------ Data to process

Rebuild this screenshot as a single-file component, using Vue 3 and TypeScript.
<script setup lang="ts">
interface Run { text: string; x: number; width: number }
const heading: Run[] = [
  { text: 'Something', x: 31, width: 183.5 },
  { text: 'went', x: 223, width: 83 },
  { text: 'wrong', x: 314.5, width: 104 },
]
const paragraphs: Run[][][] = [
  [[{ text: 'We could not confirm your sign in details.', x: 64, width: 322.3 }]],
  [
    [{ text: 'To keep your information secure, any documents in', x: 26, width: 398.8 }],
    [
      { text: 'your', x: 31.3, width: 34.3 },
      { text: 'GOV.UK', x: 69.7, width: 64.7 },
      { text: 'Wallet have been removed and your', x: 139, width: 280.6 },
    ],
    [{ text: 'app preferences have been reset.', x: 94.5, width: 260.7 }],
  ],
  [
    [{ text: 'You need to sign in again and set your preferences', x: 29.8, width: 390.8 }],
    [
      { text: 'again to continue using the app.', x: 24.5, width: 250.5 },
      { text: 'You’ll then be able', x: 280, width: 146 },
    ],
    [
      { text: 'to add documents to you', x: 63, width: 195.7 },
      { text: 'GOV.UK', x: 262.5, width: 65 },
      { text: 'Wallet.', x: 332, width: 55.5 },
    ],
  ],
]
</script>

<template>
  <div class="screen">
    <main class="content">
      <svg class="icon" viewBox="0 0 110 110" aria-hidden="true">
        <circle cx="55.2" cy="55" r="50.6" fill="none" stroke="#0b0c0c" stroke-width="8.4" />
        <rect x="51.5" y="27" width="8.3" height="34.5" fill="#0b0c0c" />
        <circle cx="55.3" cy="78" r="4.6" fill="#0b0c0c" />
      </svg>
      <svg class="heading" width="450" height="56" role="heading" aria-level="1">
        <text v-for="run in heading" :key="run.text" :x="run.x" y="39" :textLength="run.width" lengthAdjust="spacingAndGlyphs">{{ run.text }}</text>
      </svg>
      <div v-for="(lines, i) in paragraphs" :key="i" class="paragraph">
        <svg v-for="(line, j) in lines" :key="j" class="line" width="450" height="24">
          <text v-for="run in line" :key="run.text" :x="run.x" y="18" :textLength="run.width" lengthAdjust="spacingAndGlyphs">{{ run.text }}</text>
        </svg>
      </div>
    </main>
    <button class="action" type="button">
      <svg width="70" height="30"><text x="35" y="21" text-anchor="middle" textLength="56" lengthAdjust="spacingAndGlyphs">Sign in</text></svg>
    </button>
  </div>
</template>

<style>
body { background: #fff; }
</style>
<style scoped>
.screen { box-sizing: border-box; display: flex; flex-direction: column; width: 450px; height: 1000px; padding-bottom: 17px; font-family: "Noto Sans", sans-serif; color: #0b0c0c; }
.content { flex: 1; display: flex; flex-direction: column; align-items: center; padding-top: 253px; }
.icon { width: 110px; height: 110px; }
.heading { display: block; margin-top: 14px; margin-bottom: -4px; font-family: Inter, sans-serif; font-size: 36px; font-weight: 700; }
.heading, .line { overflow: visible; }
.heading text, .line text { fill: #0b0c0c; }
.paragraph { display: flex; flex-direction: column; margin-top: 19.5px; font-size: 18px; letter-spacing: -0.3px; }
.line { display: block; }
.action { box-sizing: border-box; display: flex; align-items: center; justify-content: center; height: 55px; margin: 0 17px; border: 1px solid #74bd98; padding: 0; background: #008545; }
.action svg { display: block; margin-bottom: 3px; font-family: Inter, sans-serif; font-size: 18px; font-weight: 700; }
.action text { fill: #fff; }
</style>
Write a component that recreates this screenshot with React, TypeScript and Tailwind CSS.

------------

Above are the records; copy all of them exactly.

Solution to the problem =
Rebuild this screenshot as a single-file component, using Vue 3 and TypeScript.
<script setup lang="ts">
interface Run { text: string; x: number; width: number }
const heading: Run[] = [
  { text: 'Something', x: 31, width: 183.5 },
  { text: 'went', x: 223, width: 83 },
  { text: 'wrong', x: 314.5, width: 104 },
]
const paragraphs: Run[][][] = [
  [[{ text: 'We could not confirm your sign in details.', x: 64, width: 322.3 }]],
  [
    [{ text: 'To keep your information secure, any documents in', x: 26, width: 398.8 }],
    [
      { text: 'your', x: 31.3, width: 34.3 },
      { text: 'GOV.UK', x: 69.7, width: 64.7 },
      { text: 'Wallet have been removed and your', x: 139, width: 280.6 },
    ],
    [{ text: 'app preferences have been reset.', x: 94.5, width: 260.7 }],
  ],
  [
    [{ text: 'You need to sign in again and set your preferences', x: 29.8, width: 390.8 }],
    [
      { text: 'again to continue using the app.', x: 24.5, width: 250.5 },
      { text: 'You’ll then be able', x: 280, width: 146 },
    ],
    [
      { text: 'to add documents to you', x: 63, width: 195.7 },
      { text: 'GOV.UK', x: 262.5, width: 65 },
      { text: 'Wallet.', x: 332, width: 55.5 },
    ],
  ],
]
</script>

<template>
  <div class="screen">
    <main class="content">
      <svg class="icon" viewBox="0 0 110 110" aria-hidden="true">
        <circle cx="55.2" cy="55" r="50.6" fill="none" stroke="#0b0c0c" stroke-width="8.4" />
        <rect x="51.5" y="27" width="8.3" height="34.5" fill="#0b0c0c" />
        <circle cx="55.3" cy="78" r="4.6" fill="#0b0c0c" />
      </svg>
      <svg class="heading" width="450" height="56" role="heading" aria-level="1">
        <text v-for="run in heading" :key="run.text" :x="run.x" y="39" :textLength="run.width" lengthAdjust="spacingAndGlyphs">{{ run.text }}</text>
      </svg>
      <div v-for="(lines, i) in paragraphs" :key="i" class="paragraph">
        <svg v-for="(line, j) in lines" :key="j" class="line" width="450" height="24">
          <text v-for="run in line" :key="run.text" :x="run.x" y="18" :textLength="run.width" lengthAdjust="spacingAndGlyphs">{{ run.text }}</text>
        </svg>
      </div>
    </main>
    <button class="action" type="button">
      <svg width="70" height="30"><text x="35" y="21" text-anchor="middle" textLength="56" lengthAdjust="spacingAndGlyphs">Sign in</text></svg>
    </button>
  </div>
</template>

<style>
body { background: #fff; }
</style>
<style scoped>
.screen { box-sizing: border-box; display: flex; flex-direction: column; width: 450px; height: 1000px; padding-bottom: 17px; font-family: "Noto Sans", sans-serif; color: #0b0c0c; }
.content { flex: 1; display: flex; flex-direction: column; align-items: center; padding-top: 253px; }
.icon { width: 110px; height: 110px; }
.heading { display: block; margin-top: 14px; margin-bottom: -4px; font-family: Inter, sans-serif; font-size: 36px; font-weight: 700; }
.heading, .line { overflow: visible; }
.heading text, .line text { fill: #0b0c0c; }
.paragraph { display: flex; flex-direction: column; margin-top: 19.5px; font-size: 18px; letter-spacing: -0.3px; }
.line { display: block; }
.action { box-sizing: border-box; display: flex; align-items: center; justify-content: center; height: 55px; margin: 0 17px; border: 1px solid #74bd98; padding: 0; background: #008545; }
.action svg { display: block; margin-bottom: 3px; font-family: Inter, sans-serif; font-size: 18px; font-weight: 700; }
.action text { fill: #fff; }
</style>
Write a component that recreates this screenshot with React, TypeScript and Tailwind CSS.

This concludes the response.